A influência da Cerâmica das Devesas refletiu-se também no tecido social, com a criação em 1915 do Asilo António Almeida da Costa e da Creche D. Emília de Jesus Costa, fruto do testamento deixado pelo seu fundador e sua esposa, depois da morte de ambos – instituições que atualmente pertencem à Misericórdia de Gaia.

Foto: Paulo Sá Ferreira

Na década de 80, inicia-se o processo lento de desaparecimento da Cerâmica das Devesas. Em 1983, já com pouco trabalho, a Câmara Municipal de Gaia aprecia a viabilidade de construção de um loteamento no local.

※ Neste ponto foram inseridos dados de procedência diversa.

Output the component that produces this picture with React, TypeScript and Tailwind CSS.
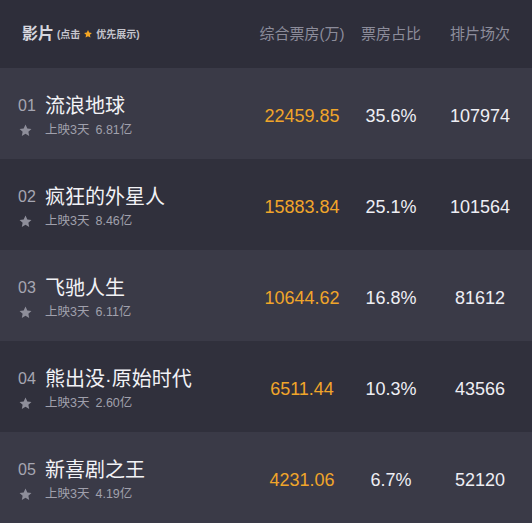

Nesse mesmo ano é proposta pelo vereador da cultura a classificação dos painéis de azulejos do muro-mostruário como de Interesse Público, com o jornal “O Primeiro de Janeiro” a noticiar que se iria instalar um Museu de Cerâmica na fábrica, com uma escola-oficina, para preservar a atividade da mesma.

Foto: Paulo Sá Ferreira

Já em 1990, voltou a haver intenção de lotear os terrenos da fábrica da Cerâmica das Devesas, tendo sido, nesse mesmo ano, apresentado na Assembleia da República um projeto-lei para a construção de um museu de cerâmica nas instalações da Fábrica das Devesas, pela vereadora da CDU Ilda Figueiredo, que não foi aprovado.

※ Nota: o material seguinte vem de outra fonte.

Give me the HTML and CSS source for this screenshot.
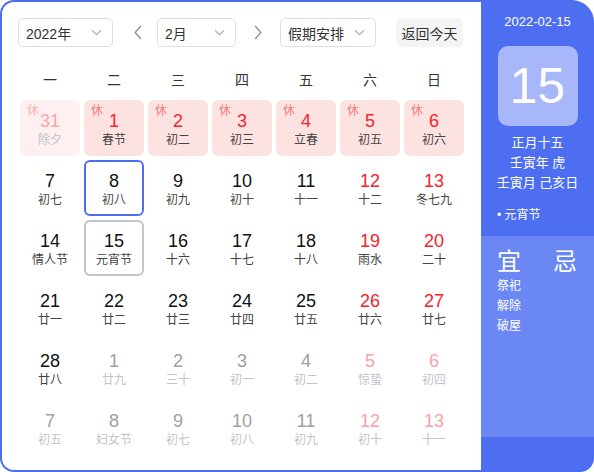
FILE: index.html
```html
<!DOCTYPE html>
<html>
<head>
    <meta charset="UTF-8">
    <title>万年历</title>
    <link rel="stylesheet" href="styles.css">
</head>
<body>
    <div class="calendar">
        <div class="main">
            <div class="toolbar">
                <div class="select year-select"><span>2022年</span><svg class="chev" viewBox="0 0 12 8"><path d="M1 1.5l5 5 5-5"/></svg></div>
                <div class="arrow"><svg viewBox="0 0 10 16"><path d="M8 1L2 8l6 7"/></svg></div>
                <div class="select month-select"><span>2月</span><svg class="chev" viewBox="0 0 12 8"><path d="M1 1.5l5 5 5-5"/></svg></div>
                <div class="arrow"><svg viewBox="0 0 10 16"><path d="M2 1l6 7-6 7"/></svg></div>
                <div class="select holiday-select"><span>假期安排</span><svg class="chev" viewBox="0 0 12 8"><path d="M1 1.5l5 5 5-5"/></svg></div>
                <button class="today-btn">返回今天</button>
            </div>

            <div class="week">
                <span>一</span><span>二</span><span>三</span><span>四</span><span>五</span><span>六</span><span>日</span>
            </div>

            <div class="days" id="days"></div>
        </div>

        <div class="side">
            <div class="side-top">
                <div class="side-date">2022-02-15</div>
                <div class="big-day">15</div>
                <div class="lunar-line">正月十五</div>
                <div class="lunar-line">壬寅年 虎</div>
                <div class="lunar-line">壬寅月 己亥日</div>
                <div class="festival">• 元宵节</div>
            </div>
            <div class="side-yiji">
                <div class="yiji-col">
                    <div class="yiji-title">宜</div>
                    <div class="yiji-item">祭祀</div>
                    <div class="yiji-item">解除</div>
                    <div class="yiji-item">破屋</div>
                </div>
                <div class="yiji-col">
                    <div class="yiji-title">忌</div>
                </div>
            </div>
        </div>
    </div>

    <script>
        // [日期, 农历, 类型] 类型: o=其他月份, h=休, w=周末
        const days = [
            ['31', '除夕', 'o h'], ['1', '春节', 'h'], ['2', '初二', 'h'], ['3', '初三', 'h'], ['4', '立春', 'h'], ['5', '初五', 'h'], ['6', '初六', 'h'],
            ['7', '初七', ''], ['8', '初八', 'selected'], ['9', '初九', ''], ['10', '初十', ''], ['11', '十一', ''], ['12', '十二', 'w'], ['13', '冬七九', 'w'],
            ['14', '情人节', ''], ['15', '元宵节', 'today'], ['16', '十六', ''], ['17', '十七', ''], ['18', '十八', ''], ['19', '雨水', 'w'], ['20', '二十', 'w'],
            ['21', '廿一', ''], ['22', '廿二', ''], ['23', '廿三', ''], ['24', '廿四', ''], ['25', '廿五', ''], ['26', '廿六', 'w'], ['27', '廿七', 'w'],
            ['28', '廿八', ''], ['1', '廿九', 'o'], ['2', '三十', 'o'], ['3', '初一', 'o'], ['4', '初二', 'o'], ['5', '惊蛰', 'o w'], ['6', '初四', 'o w'],
            ['7', '初五', 'o'], ['8', '妇女节', 'o'], ['9', '初七', 'o'], ['10', '初八', 'o'], ['11', '初九', 'o'], ['12', '初十', 'o w'], ['13', '十一', 'o w']
        ];

        const box = document.getElementById('days');
        days.forEach(([num, lunar, type]) => {
            const cell = document.createElement('div');
            cell.className = 'day';
            type.split(' ').filter(Boolean).forEach(t => cell.classList.add(t));
            if (cell.classList.contains('h')) {
                const tag = document.createElement('span');
                tag.className = 'rest';
                tag.textContent = '休';
                cell.appendChild(tag);
            }
            const n = document.createElement('div');
            n.className = 'num';
            n.textContent = num;
            const l = document.createElement('div');
            l.className = 'lunar';
            l.textContent = lunar;
            cell.appendChild(n);
            cell.appendChild(l);
            box.appendChild(cell);
        });
    </script>
</body>
</html>
```

FILE: styles.css
```css
body {
    margin: 0;
    font-family: 'Liberation Sans', 'Noto Sans CJK SC', sans-serif;
    color: #333;
    background: #fff;
}

.calendar {
    width: 594px;
    height: 472px;
    display: flex;
    background: #4e6ef2;
    border-radius: 14px 22px 14px 14px;
    overflow: hidden;
}

.main {
    flex: none;
    box-sizing: border-box;
    width: 479px;
    margin: 2px 0 2px 2px;
    padding: 16px 0 0 16px;
    background: #fff;
    border-radius: 12px 0 0 12px;
}

.toolbar {
    display: flex;
    align-items: center;
    height: 29px;
}

.select {
    box-sizing: border-box;
    height: 29px;
    border: 1px solid #dcdfe6;
    border-radius: 5px;
    display: flex;
    align-items: center;
    justify-content: space-between;
    padding: 0 10px 0 7px;
    font-size: 14px;
}

.year-select { width: 95px; }
.month-select { width: 79px; }
.holiday-select { width: 96px; }

.chev {
    width: 11px;
    height: 7px;
    fill: none;
    stroke: #a8abb2;
    stroke-width: 1.4;
}

.arrow {
    width: 44px;
    display: flex;
    justify-content: center;
}

.arrow svg {
    width: 10px;
    height: 15px;
    fill: none;
    stroke: #909399;
    stroke-width: 1.5;
    margin-left: 5px;
}

.arrow:nth-child(4) svg {
    margin-left: 0;
}

.today-btn {
    margin-left: 20px;
    width: 67px;
    height: 29px;
    border: none;
    border-radius: 5px;
    background: #f4f4f5;
    color: #333;
    font-family: inherit;
    font-size: 14px;
    padding: 0;
}

.week,
.days {
    display: grid;
    grid-template-columns: repeat(7, 60px);
    column-gap: 4px;
    margin-left: 2px;
}

.week {
    margin-top: 18px;
    height: 35px;
    line-height: 30px;
    text-align: center;
    font-size: 14px;
}

.days {
    row-gap: 4px;
    grid-auto-rows: 56px;
}

.day {
    position: relative;
    box-sizing: border-box;
    border-radius: 6px;
    text-align: center;
    padding-top: 11px;
}

.num {
    font-size: 18px;
    line-height: 20px;
    color: #111;
}

.lunar {
    font-size: 12px;
    line-height: 18px;
    color: #444;
}

.rest {
    position: absolute;
    left: 7px;
    top: 3px;
    font-size: 12px;
    line-height: 16px;
    color: #f37b7b;
}

.day.h {
    background: #fde2e2;
}

.day.h .num,
.day.w .num {
    color: #f5222d;
}

.day.selected {
    border: 2px solid #4e6ef2;
    padding-top: 9px;
}

.day.today {
    border: 2px solid #c0c4cc;
    padding-top: 9px;
}

.day.o .num {
    color: #a0a0a0;
}

.day.o .lunar {
    color: #c0c4cc;
}

.day.o.w .num {
    color: #f8a3a6;
}

.day.o.h {
    background: #fef0f0;
}

.day.o.h .num {
    color: #f9a5a5;
}

.day.o.h .rest {
    color: #f9b4b4;
}

.side {
    flex: 1;
    min-width: 0;
    display: flex;
    flex-direction: column;
    color: #fff;
}

.side-top {
    height: 236px;
    padding-top: 14px;
    box-sizing: border-box;
    text-align: center;
    white-space: nowrap;
}

.side-date {
    font-size: 13px;
    line-height: 16px;
}

.big-day {
    width: 80px;
    height: 80px;
    margin: 16px auto 7px;
    background: rgba(255, 255, 255, 0.5);
    border-radius: 10px;
    font-size: 50px;
    line-height: 80px;
}

.lunar-line {
    font-size: 13px;
    line-height: 20px;
}

.festival {
    margin-top: 14px;
    padding-left: 16px;
    text-align: left;
    font-size: 12px;
    line-height: 16px;
}

.side-yiji {
    height: 201px;
    box-sizing: border-box;
    background: #6a87f4;
    padding: 12px 0 0 16px;
    display: flex;
}

.yiji-col {
    flex: none;
    width: 56px;
}

.yiji-title {
    font-size: 24px;
    line-height: 28px;
}

.yiji-item {
    font-size: 12px;
    line-height: 20px;
}
```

As investigações arqueológicas levadas a cabo pela Direção Geral do Património Cultural (DGPC) em finais de 2002, identificaram um conjunto de “artes industriais”, como fornos de telha de Marselha anterior a 1840, duas chaminés e vestígios de outras quatro, enquanto, na frente do imóvel, se encontra uma exposição de azulejos.

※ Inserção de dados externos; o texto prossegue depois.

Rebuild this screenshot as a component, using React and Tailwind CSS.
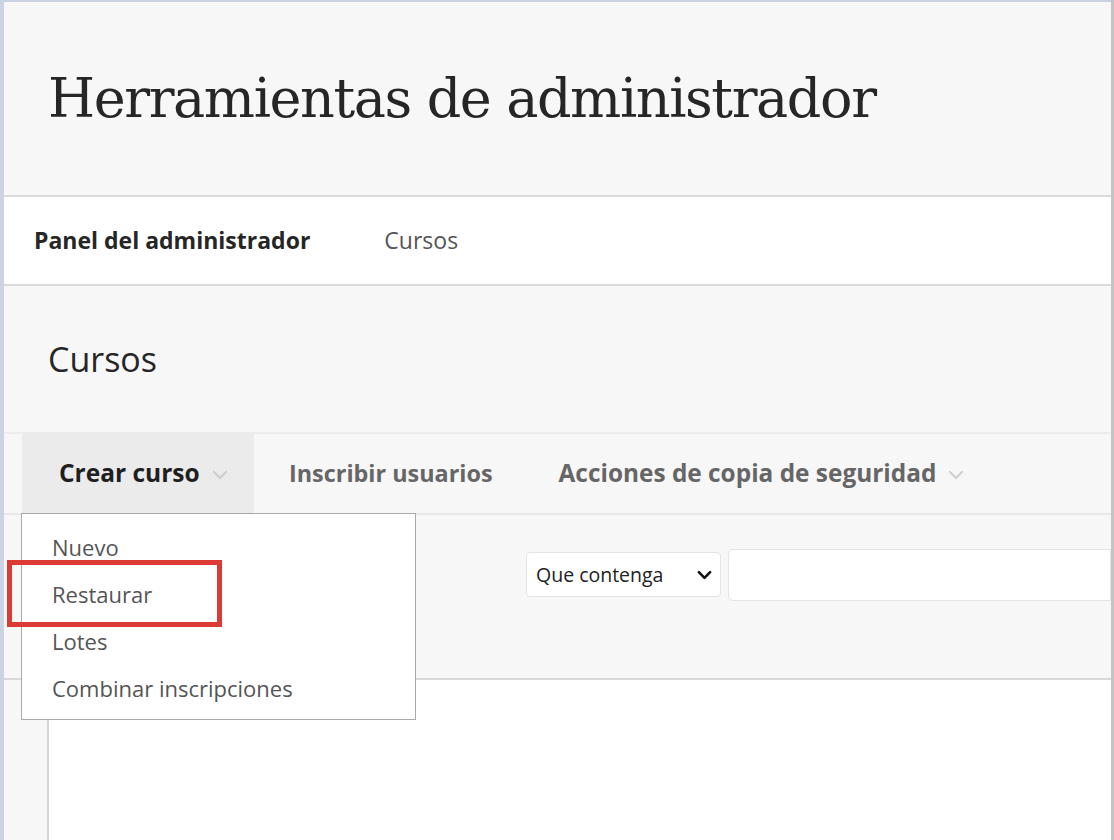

A classificação do imóvel tem sido adiada há quase três décadas. Um despacho de abertura pelo então IPPAR (Instituto Português do Património Arquitetónico) em 15 de janeiro de 1991, caducou em 2013 e 2016, com o local a ter proteção arqueológica nível II, ao abrigo do Plano Diretor Municipal (PDM) desde 2009.

Foto: Paulo Sá Ferreira

Presentemente, depois de tantos avanços e recuos, e de muita história delapidada pelo tempo, a estória da Fábrica das Devesas parece tomar um novo destino diferente daquele que construiu nos últimos 155 anos.